Thousands of women and children were taken into slavery during the decades of Sudan’s civil war, mainly from Northern Bahr El Ghazal and the Nuba Mountains. Slave-taking was revived in 1985 by the National Islamic government of Sudan primarily as a weapon against counterinsurgents in the South, and secondarily a way to reimburse its surrogate soldiers for neutralizing this threat. In 1989 the government created the Popular Defense Forces (PDF), militia trained to raid villages and take people as slaves. PDF recruits were allowed to keep whoever they captured, along with booty of grain and cattle. One study documents 12,000 abductions by name, while NGOs offer estimates ranging from 15,000 to 200,000. The slaves were often moved to large towns in the north on week-long journeys during which the women were repeatedly raped, and then sold to new masters who used them without pay for farming and sexual services.

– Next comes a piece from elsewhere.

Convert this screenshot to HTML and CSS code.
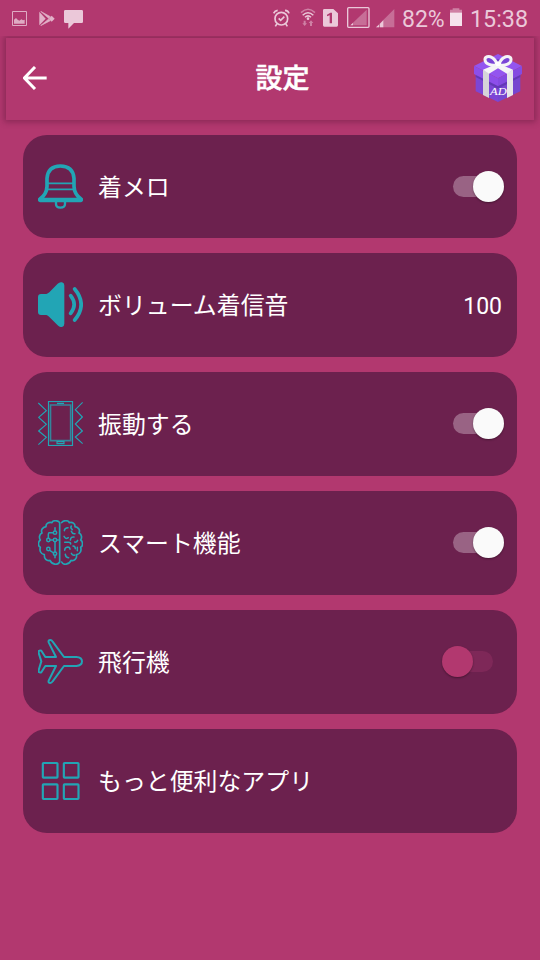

The peace process brought these PDF abductions to an end, but inter-tribal abductions continue in Southern Sudan. In addition, Sudanese children are used by rebel groups in the ongoing conflict in Darfur; Sudanese boys from the country’s eastern Rashaida tribe continue to be trafficked to the Middle East for use as camel jockeys; the rebel organization “Lord’s Resistance Army” has forcibly conscripted children in Southern Sudan for use as combatants in its war against Uganda; and the institution of chattel slavery continues in southern Darfur and southern Kordofan.